All I know is that I used to love Christmas, and now all it brings to mind is an image of Bill O'Reilly scowling, or Bill Donohue or some other blowhard who is trying to frighten our nation's elderly into some crazy yuletide protests. As a non-christian, I liked the story of the little magical baby who will grow up to be killed and then vanished from behind a rock--yay, you're killed but you're not dead, and now you're flying up to heaven! For the followers of Christ: look around at your fellow believers. Do you really want to spend eternity with them? Really?

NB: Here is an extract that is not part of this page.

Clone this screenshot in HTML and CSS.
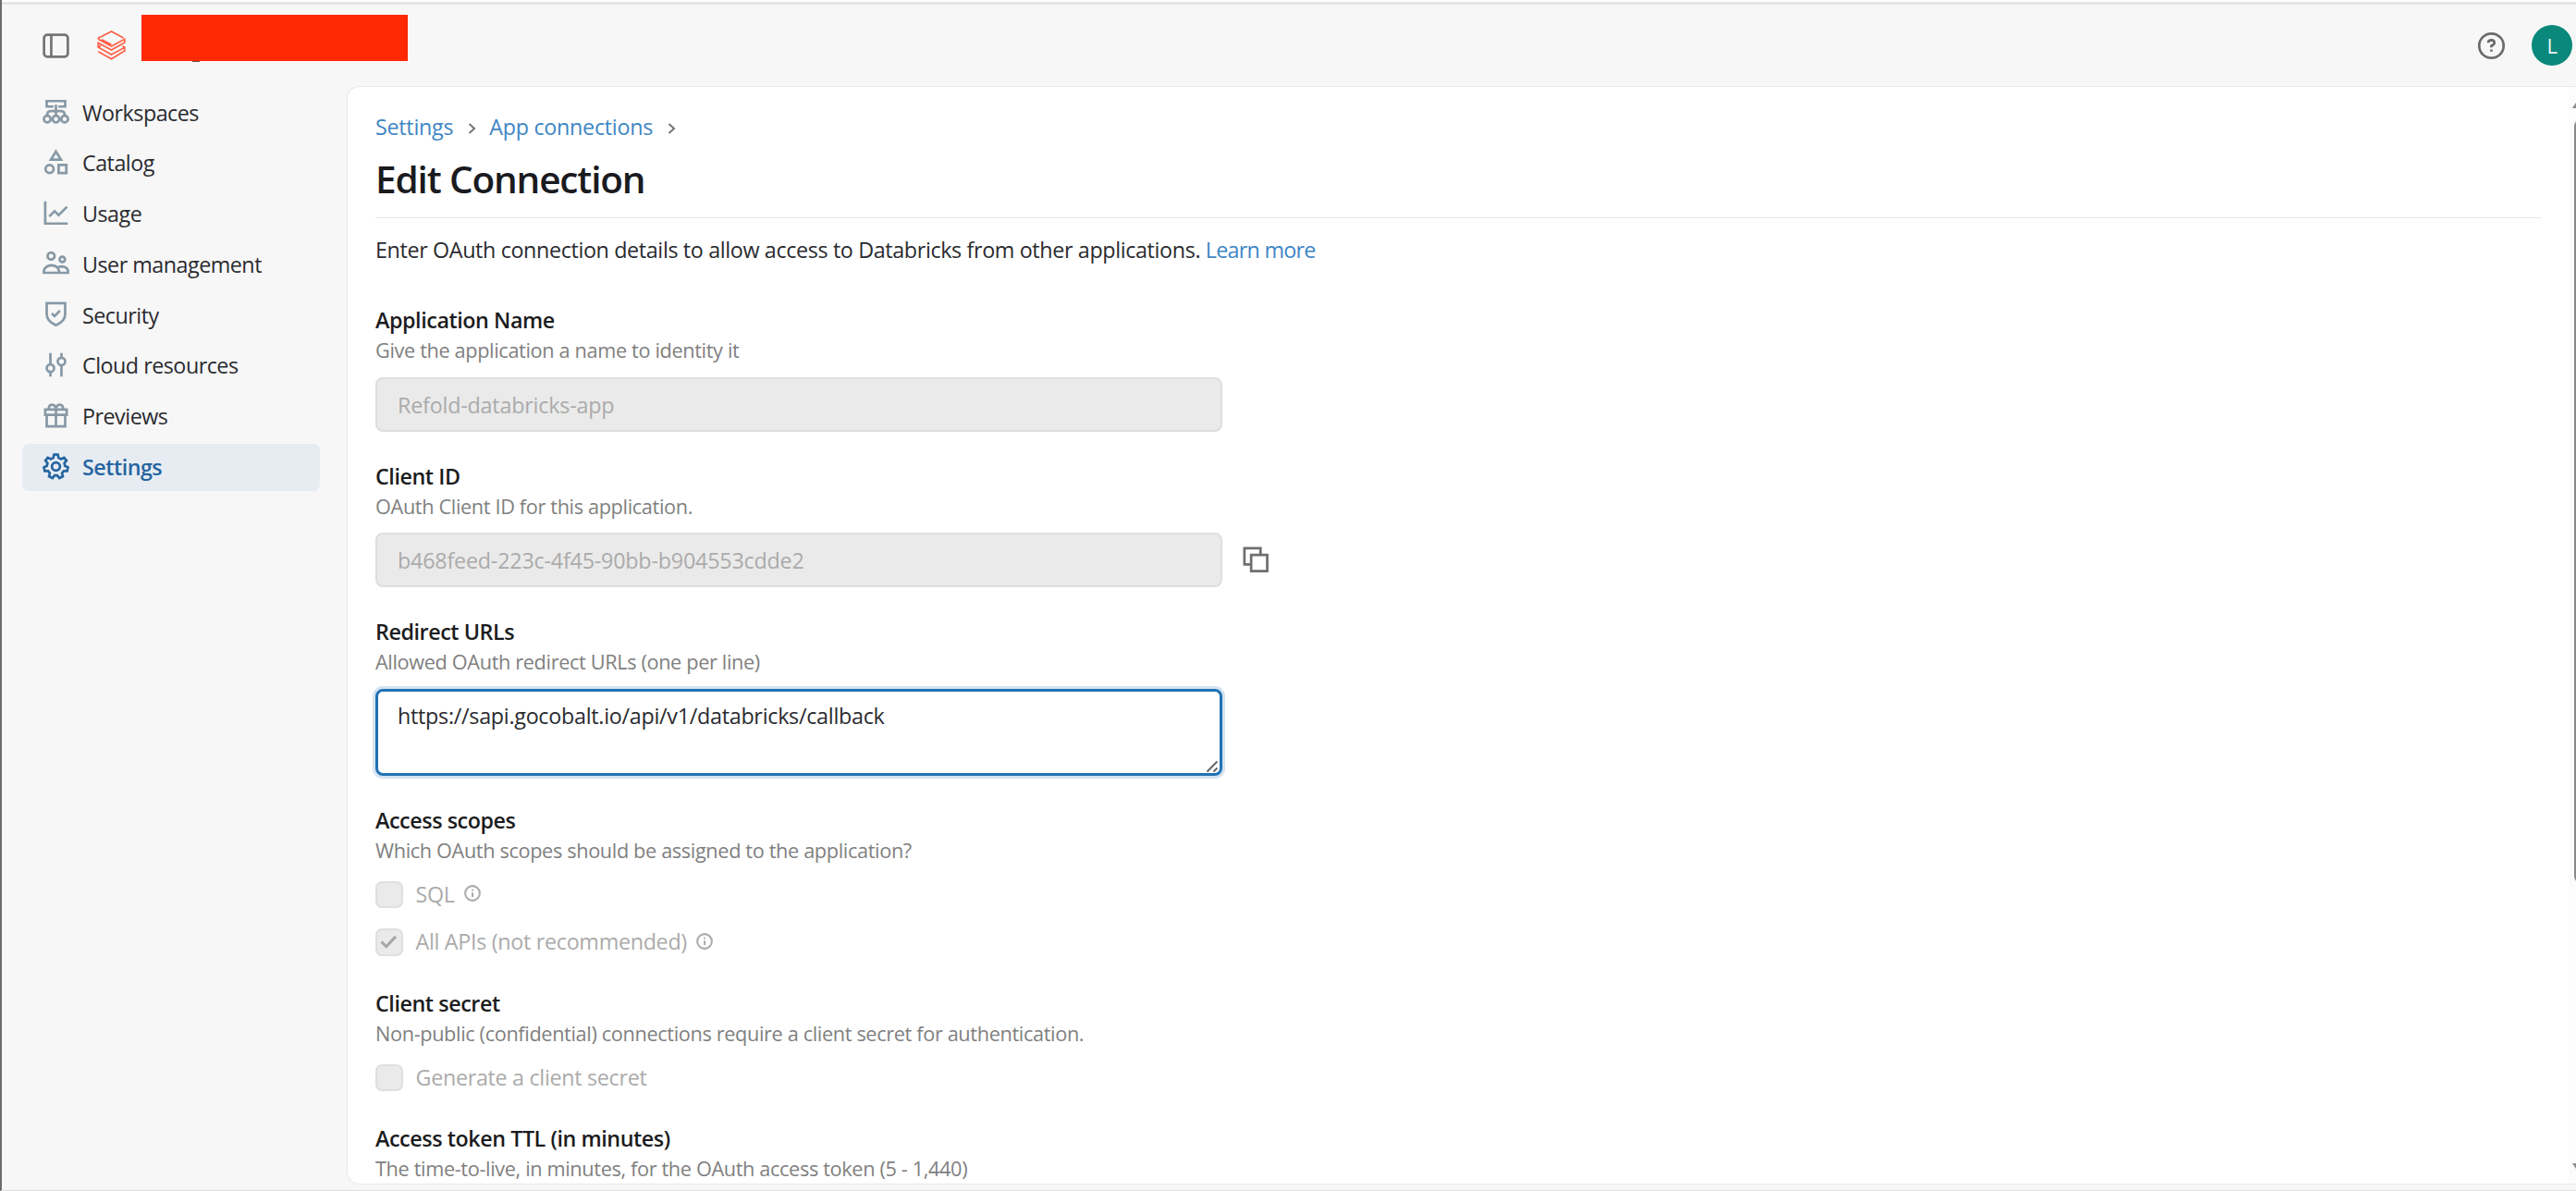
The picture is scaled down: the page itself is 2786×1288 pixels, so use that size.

I went to a funeral earlier this year where the priest spent a good part of his blathering explaining why the non-catholics could not take communion, and why catholics who hadn't confessed recently couldn't take communion, and why we were going to burn in hell if we didn't take advantage of His Amazing Offer to kiss his ass! I'm embellishing this only slightly, but while I was sitting at this funeral I let out a guffaw loud enough to shame a crab-eating macaque. I don't think I can make it through another religious wedding or funeral or graduation. I have lost my patience. Goodbye to all that.
Happy Holidays!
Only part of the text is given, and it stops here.